Go where you feel at home. Where you got your degree only matters a couple of times after you get your first job. 



When your school plays your bosses or coworkers school in sports
Which Alumni association ask you for money
Trying to get into grad school
 Other then that it's pretty much do you have an Engineering degree. Then tell me about your experience. Also depending on your specialty the unemployment rate for engineers in Portland Oregon is lesss then 1% according to my HR department yesterday. We are actually having trouble filling skilled positions. Just pointing out that because the whole economy is bad any sector can still be good. Also the single most important thing to do durring school is get an internship they regularly lead to jobs later.


----------



## whitewater_fishin (Mar 28, 2012)

I'm an engineer, and i guided summers during undergrad and grad school and for a bit after, and didn't have much of a problem finding work when i was ready to. If you're truly into the river, guide in the summers, or at least the first few. i never even did the summer internship route everyone claims you need to do (all due respect brookens). i've been in my "sell-out" position for 4 years now, and sticking to the rio for my summers hasn't hurt my career at all. that said, if you are really career oriented, the internship will definitely help you get your foot in the door.

pick a school with a good FE passing rate, reasonable tuition and class sizes, and where you're glad to be. if you find a field you're truly into, everything else will fall into place. and remember, you'll be 22-24 when you're done - that still gives you loads of time to explore and figure it out. you don't have to squeeze it all into the next few years...

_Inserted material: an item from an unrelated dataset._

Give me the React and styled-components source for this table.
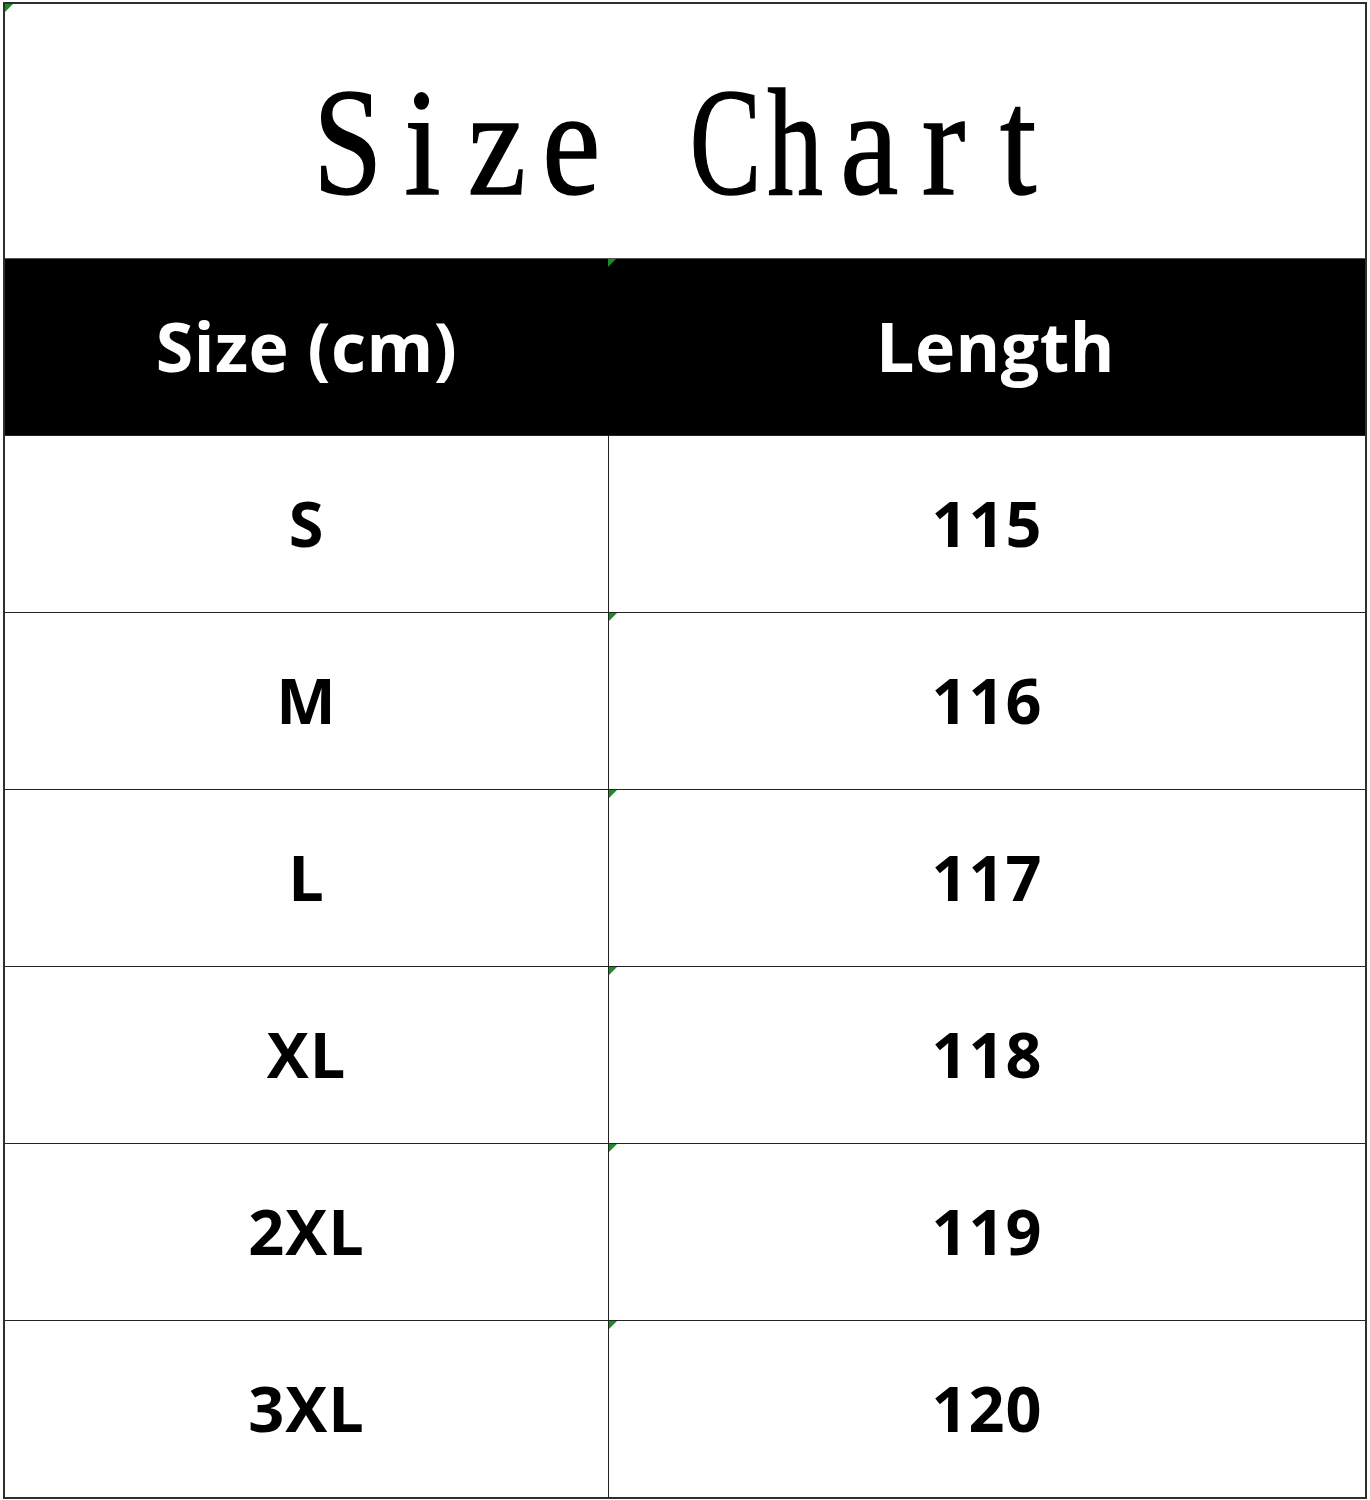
import React from "react";
import styled, { createGlobalStyle } from "styled-components";

const Global = createGlobalStyle`
  html, body { margin: 0; padding: 0; background: #fff; }
  body { font-family: "Open Sans", "Noto Sans", sans-serif; }
`;

const Page = styled.div`
  padding: 2px 0 0 3px;
  width: 1370px;
  box-sizing: border-box;
`;

const Table = styled.div`
  width: 1364px;
  box-sizing: border-box;
  border: 2px solid #2e2e2e;
  display: flex;
  flex-direction: column;
`;

const TitleCell = styled.div`
  position: relative;
  height: 255px;
  display: flex;
  align-items: center;
  justify-content: center;
  border-bottom: 1px solid #555;
  padding-top: 24px;
  box-sizing: border-box;
`;

const Title = styled.h1`
  margin: 0;
  font-family: "Liberation Serif", "Times New Roman", serif;
  font-weight: normal;
  font-size: 152px;
  line-height: 1;
  color: #000;
  white-space: pre;
  display: flex;
  transform: scale(0.86, 1);
  margin-left: -4px;
  -webkit-text-stroke: 1.5px #000;
`;

const Glyph = styled.span`
  display: inline-block;
  width: 86.6px;
  text-align: center;
  transform: scaleX(${(p) => p.$sx || 1});
`;

const Row = styled.div`
  display: grid;
  grid-template-columns: 603px 1fr;
  height: ${(p) => p.$h}px;
  background: ${(p) => (p.$head ? "#000" : "#fff")};
  border-bottom: ${(p) => (p.$last ? "none" : "1px solid #222")};
  box-sizing: border-box;
`;

const Cell = styled.div`
  position: relative;
  display: flex;
  align-items: center;
  justify-content: center;
  font-weight: 700;
  font-size: ${(p) => (p.$head ? 68 : 63)}px;
  color: ${(p) => (p.$head ? "#fff" : "#000")};
  border-left: ${(p) => (p.$divider ? "1px solid #222" : "none")};
  padding-left: ${(p) => p.$shift || 0}px;
  padding-bottom: 4px;
  box-sizing: border-box;
  letter-spacing: ${(p) => (p.$head ? 0.5 : 1)}px;
`;

const Marker = styled.span`
  position: absolute;
  top: 0;
  left: 0;
  width: 0;
  height: 0;
  border-top: 8px solid #1f8a2a;
  border-right: 8px solid transparent;
`;

const rows = [
  ["S", "115", false],
  ["M", "116", true],
  ["L", "117", true],
  ["XL", "118", true],
  ["2XL", "119", true],
  ["3XL", "120", true],
];

const squeeze = { C: 0.82, h: 0.85, S: 0.95 };

export default function App() {
  return (
    <>
      <Global />
      <Page>
        <Table>
          <TitleCell>
            <Marker />
            <Title>
              {"Size Chart".split("").map((c, i) => (
                <Glyph key={i} $sx={squeeze[c]}>
                  {c === " " ? "\u00a0" : c}
                </Glyph>
              ))}
            </Title>
          </TitleCell>
          <Row $head $h={177}>
            <Cell $head>Size (cm)</Cell>
            <Cell $head $shift={18}>
              <Marker />
              Length
            </Cell>
          </Row>
          {rows.map(([s, l, m], i) => (
            <Row key={s} $h={i === rows.length - 1 ? 176 : 177} $last={i === rows.length - 1}>
              <Cell>{s}</Cell>
              <Cell $divider>
                {m && <Marker />}
                {l}
              </Cell>
            </Row>
          ))}
        </Table>
      </Page>
    </>
  );
}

what field are you looking at going into?


----------



## skiyaker2 (Jun 8, 2012)

Im looking at going into mechanical and possibly specialize (like get a minor) in something around sustainablity. Like virginia tech has a green engineering minor, something like that idk but I think wvu and pitt has something similar to that too.


----------



## skiyaker2 (Jun 8, 2012)

And to anyone who hires engineers, does doing the honors college help that much? Cause if I did wvu I would do honors cause I could make their honors but I would do regular if I went to pitt or va tech


----------



## Pittsburger (Mar 1, 2007)

skiyaker2 said:


> And to anyone who hires engineers, does doing the honors college help that much? Cause if I did wvu I would do honors cause I could make their honors but I would do regular if I went to pitt or va tech


If you have the motivation yes do honors, it can't hurt. It's good your focusing on future but maybe too much. A smart engineer coming out of school , will not have trouble finding a job. 5 years from now, engineering world will be focusing on our energy and mineral problems. Sustainability Will be big. I am an environmental engineer in oil and gas industry and that industry will be growing immensely in next 15-115 years ha. Wvu has an energy club, join things like that get involved in research being done at your school. Those types of experiences are what employers look at. I was a b- student (I skied and paddled a lot ha) but got involved in field work, that more so than being a straight A student from the most prestigious college out there will get you a job.


----------



## mbrookins (Jan 27, 2012)

skiyaker2 said:


> And to anyone who hires engineers, does doing the honors college help that much? Cause if I did wvu I would do honors cause I could make their honors but I would do regular if I went to pitt or va tech


I don't consider it. When hiring we are mostly looking for fit and technical skills. Usually in that order. I have yet to meet someone who I just had to hire because of a minor either. Depending on what they teach it might be worth it but if you want to do sustaniblity or renewable energy work just go looking for the right fit when you leave college. 

I also agree with White Water about the FE pass rate it is important to take and pass the FE and PE exams if you want to work in certain fields. I consider my FE prep course the best bang for my buck in my time in college.


----------



## skiyaker2 (Jun 8, 2012)

yea I agree I prolly am freaking out about being scared about a job. I just don't wanna spend a shit load of money then have it not transfer into a good job. That's why I keep going back and forth on my priorities of what I want out of college. Ugh fuck hard decisions haha


----------



## skiyaker2 (Jun 8, 2012)

But no matter where I go I do plan to work at least one summer on the river. If I go to pitt or wvu it would be the yough/cheat but if I go to vt it would prolly be the yough. And about the co op and internships I know vt and pitt have about 50% of their engineers co op. Wvu didn't talk about it that much but they said they offer them.


----------



## possumturd (Jul 13, 2006)

*college*

What about the University of Tennessee? Some good stuff off the Cumberland Plateau (Big South Fork) and not far from Ocoee and Chattooga. The Green is 3+ hours away.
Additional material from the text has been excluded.